Brasília, 07/03/2025 - Uma eventual relação entre déficit fiscal e déficit externo, conhecido na literatura econômica por "déficits gêmeos", entra no radar quando a deterioração fiscal de um País passa a ser acompanhada por déficits persistentes no saldo em transações correntes do balanço de pagamentos, levantando o debate sobre a interação entre política fiscal e balanço de pagamentos.


 Nos últimos anos, o Brasil tem registrado um alinhamento entre esses dois tipos de déficits. Diferentemente de alguns períodos anteriores, em que essas séries ora caminhavam juntas, ora se moviam de forma independente, ambas passaram a se deslocar na mesma direção desde 2014, levantando a discussão sobre a relação entre essas duas variáveis no País.


  


Fontes: Banco Central e Tesouro Nacional


A hipótese dos déficits gêmeos - que consiste na ideia de que o déficit público gera um déficit em transações correntes - ganhou destaque nos anos 1980, impulsionada pela experiência dos Estados Unidos sob o governo de Ronald Reagan. Desde então, emergiram diversos estudos científicos que buscaram compreender a relação entre essas variáveis, dado o histórico de fragilidades fiscais e externas.

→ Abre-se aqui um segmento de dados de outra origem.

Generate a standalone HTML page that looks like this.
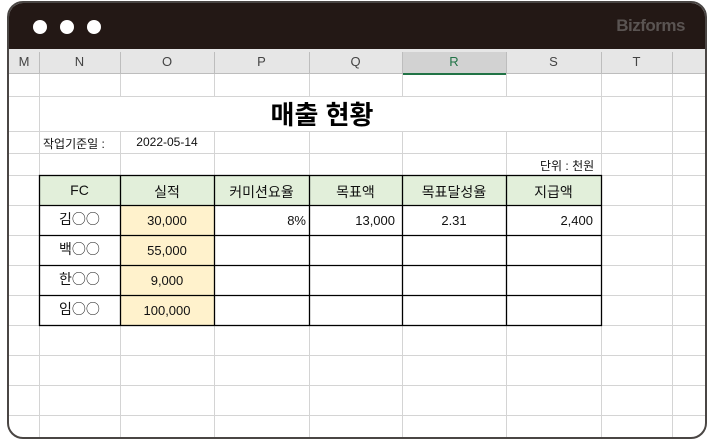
<!DOCTYPE html>
<html><head><meta charset="utf-8"><style>
*{margin:0;padding:0;box-sizing:border-box}
body{width:715px;height:440px;background:#fff;position:relative;overflow:hidden;font-family:"Liberation Sans","Noto Sans CJK KR",sans-serif;color:#111}
#frame{position:absolute;left:7px;top:1px;width:700px;height:438px;border:2px solid #4a4644;border-radius:16px;overflow:hidden;background:#fff}
#bar{position:absolute;left:0;top:0;width:100%;height:46px;background:#231815}
.dot{position:absolute;top:17px;width:14px;height:14px;border-radius:50%;background:#fff}
#logo{position:absolute;right:20px;top:13px;color:#5a5452;font-size:17px;font-weight:bold;letter-spacing:-0.5px}
.a{position:absolute}
.t{position:absolute;font-size:13px;text-align:center;white-space:nowrap}
.k{font-family:"Noto Sans CJK KR",sans-serif;font-size:14px}
</style></head><body>
<div id="frame">
<div id="bar"><div class="dot" style="left:24px"></div><div class="dot" style="left:51px"></div><div class="dot" style="left:78px"></div><div id="logo">Bizforms</div></div>
<div class="a" style="left:0;top:46px;width:700px;height:25px;background:#e6e6e6;border-bottom:1px solid #bdbdbd"></div>
<div class="a" style="left:393px;top:49px;width:104px;height:23px;background:#d2d2d2;border-bottom:2px solid #217346"></div>
<svg class="a" style="left:-9px;top:-3px" width="715" height="440">
<g stroke="#d4d4d4" stroke-width="1">
<line x1="0" y1="96.5" x2="715" y2="96.5"/><line x1="0" y1="131.5" x2="715" y2="131.5"/><line x1="0" y1="153.5" x2="715" y2="153.5"/><line x1="0" y1="175.5" x2="715" y2="175.5"/>
<line x1="0" y1="205.5" x2="715" y2="205.5"/><line x1="0" y1="235.5" x2="715" y2="235.5"/><line x1="0" y1="265.5" x2="715" y2="265.5"/><line x1="0" y1="295.5" x2="715" y2="295.5"/><line x1="0" y1="325.5" x2="715" y2="325.5"/><line x1="0" y1="355.5" x2="715" y2="355.5"/><line x1="0" y1="385.5" x2="715" y2="385.5"/><line x1="0" y1="415.5" x2="715" y2="415.5"/>
<line x1="39.5" y1="74" x2="39.5" y2="440"/><line x1="120.5" y1="74" x2="120.5" y2="96"/><line x1="120.5" y1="131" x2="120.5" y2="440"/>
<line x1="214.5" y1="74" x2="214.5" y2="96"/><line x1="214.5" y1="131" x2="214.5" y2="440"/>
<line x1="309.5" y1="74" x2="309.5" y2="96"/><line x1="309.5" y1="131" x2="309.5" y2="440"/>
<line x1="402.5" y1="74" x2="402.5" y2="96"/><line x1="402.5" y1="131" x2="402.5" y2="440"/>
<line x1="506.5" y1="74" x2="506.5" y2="96"/><line x1="506.5" y1="131" x2="506.5" y2="440"/>
<line x1="601.5" y1="74" x2="601.5" y2="440"/><line x1="672.5" y1="74" x2="672.5" y2="440"/>
</g>
<g stroke="#bdbdbd"><line x1="39.5" y1="52" x2="39.5" y2="74"/><line x1="120.5" y1="52" x2="120.5" y2="74"/><line x1="214.5" y1="52" x2="214.5" y2="74"/><line x1="309.5" y1="52" x2="309.5" y2="74"/><line x1="402.5" y1="52" x2="402.5" y2="74"/><line x1="506.5" y1="52" x2="506.5" y2="74"/><line x1="601.5" y1="52" x2="601.5" y2="74"/><line x1="672.5" y1="52" x2="672.5" y2="74"/></g>
<rect x="40" y="176" width="562" height="29" fill="#e2efda"/>
<rect x="121" y="206" width="93" height="119" fill="#fff2cc"/>
<g stroke="#000" stroke-width="1.3" fill="none">
<rect x="39.5" y="175.5" width="562" height="150"/>
<line x1="39" y1="205.5" x2="602" y2="205.5"/><line x1="39" y1="235.5" x2="602" y2="235.5"/><line x1="39" y1="265.5" x2="602" y2="265.5"/><line x1="39" y1="295.5" x2="602" y2="295.5"/>
<line x1="120.5" y1="175" x2="120.5" y2="326"/><line x1="214.5" y1="175" x2="214.5" y2="326"/><line x1="309.5" y1="175" x2="309.5" y2="326"/><line x1="402.5" y1="175" x2="402.5" y2="326"/><line x1="506.5" y1="175" x2="506.5" y2="326"/>
</g>
</svg>
</div>
<div style="position:absolute;left:0;top:0;width:715px;height:440px">
<div class="t" style="left:9px;top:54px;width:30px;color:#444">M</div>
<div class="t" style="left:39px;top:54px;width:81px;color:#444">N</div>
<div class="t" style="left:120px;top:54px;width:94px;color:#444">O</div>
<div class="t" style="left:214px;top:54px;width:95px;color:#444">P</div>
<div class="t" style="left:309px;top:54px;width:93px;color:#444">Q</div>
<div class="t" style="left:402px;top:54px;width:104px;color:#217346">R</div>
<div class="t" style="left:506px;top:54px;width:95px;color:#444">S</div>
<div class="t" style="left:601px;top:54px;width:71px;color:#444">T</div>
<div class="t" style="left:129px;top:95px;width:386px;font-size:26px;font-weight:bold;color:#000">매출 현황</div>
<div class="t" style="left:43px;top:135px;font-size:12px">작업기준일 :</div>
<div class="t" style="left:120px;top:135px;width:94px;font-size:12px">2022-05-14</div>
<div class="t" style="left:540px;top:157px;font-size:12px">단위 : 천원</div>
<div class="t" style="left:39px;top:182px;width:81px;font-size:14px">FC</div>
<div class="t" style="left:120px;top:182px;width:94px;font-size:14px">실적</div>
<div class="t" style="left:214px;top:182px;width:95px;font-size:14px">커미션요율</div>
<div class="t" style="left:309px;top:182px;width:93px;font-size:14px">목표액</div>
<div class="t" style="left:402px;top:182px;width:104px;font-size:14px">목표달성율</div>
<div class="t" style="left:506px;top:182px;width:95px;font-size:14px">지급액</div>
<div class="t k" style="left:39px;top:209px;width:81px">김○○</div>
<div class="t k" style="left:39px;top:239px;width:81px">백○○</div>
<div class="t k" style="left:39px;top:269px;width:81px">한○○</div>
<div class="t k" style="left:39px;top:299px;width:81px">임○○</div>
<div class="t" style="left:120px;top:213px;width:94px">30,000</div>
<div class="t" style="left:120px;top:243px;width:94px">55,000</div>
<div class="t" style="left:120px;top:273px;width:94px">9,000</div>
<div class="t" style="left:120px;top:303px;width:94px">100,000</div>
<div class="t" style="left:214px;top:213px;width:92px;text-align:right">8%</div>
<div class="t" style="left:309px;top:213px;width:86px;text-align:right">13,000</div>
<div class="t" style="left:402px;top:213px;width:104px">2.31</div>
<div class="t" style="left:506px;top:213px;width:87px;text-align:right">2,400</div>
</div>
</body></html>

Nos últimos anos, diversos pesquisadores tentaram entender se a hipótese poderia ser aplicada à realidade brasileira em diferentes momentos da história. Alguns resultados evidenciaram a existência de uma relação em que o déficit orçamentário refletia no déficit externo. Outros, por outro lado, revelaram uma relação de retroalimentação entre essas duas variáveis, indicando que tanto o déficit fiscal poderia influenciar o déficit externo quanto o contrário. Esse resultado foi encontrado, por exemplo, pelo pesquisador Faizul Islam, que analisou o período entre 1973 e 1991.


Os pesquisadores Sérgio Gadelha e Luciana Ikuno também mostraram que, de 1997 a 2012, houve uma relação de bi-causalidade entre déficit orçamentário e déficit externo no Brasil, sugerindo que a hipótese dos déficits gêmeos não se sustentava plenamente no contexto brasileiro para aqueles anos específicos.


Na prática, eles evidenciaram que reduzir o déficit público, por si só, não garantiria a diminuição do déficit em conta corrente, já que outros fatores também influenciam essa relação, como políticas cambiais, taxa de juros e fatores externos. O resultado foi corroborado pelos pesquisadores Túllio Souza e Cleomar Silva ao analisarem os anos de 1999 a 2013. Como há uma lacuna sobre o debate nos últimos 10 anos, seria importante a realização de novos estudos para validar ou não a hipótese de déficits gêmeos no período atual.


Há, pelo menos, duas abordagens na literatura econômica sobre os déficits gêmeos. A teoria de Mundell-Fleming diz que, em um regime de câmbio flexível, quando o governo aumenta seus gastos e amplia o déficit fiscal, a demanda da economia cresce e os juros sobem. Isso atrai mais capital estrangeiro para o país, aumentando a oferta de moeda estrangeira. Como consequência, a moeda nacional se valoriza, tornando as exportações menos competitivas e incentivando as importações. O resultado é um déficit maior nas contas externas.


Já a teoria keynesiana da absorção sugere que um aumento no déficit governamental provoca uma elevação na absorção doméstica e, portanto, na renda doméstica, o que estimula as importações e, eventualmente, provocará déficits na balança comercial e em conta corrente do balanço de pagamentos. Esse debate, no entanto, está longe de ser consensual. O economista Paul Krugman, por exemplo, discorda dessa visão ao argumentar que essa relação não é automática e depende de outros fatores.


De qualquer forma, a discussão surge em meio aos desafios fiscais persistentes e pressões externas que o Brasil enfrenta. Mais do que entender se um déficit causa o outro, o debate retoma ao ponto central sobre como equilibrar as contas públicas de forma sustentável. A presença de déficits públicos elevados pode influenciar negativamente a confiança dos agentes econômicos, especialmente em um ambiente onde as expectativas desempenham um papel crucial.


Afinal, a sustentabilidade das contas públicas depende, em grande parte, da credibilidade fiscal. Se houver confiança de que o País tomará medidas para reduzir esses déficits e gerar superávits primários de forma sustentável, o cenário pode sinalizar avanços e maior estabilidade econômica.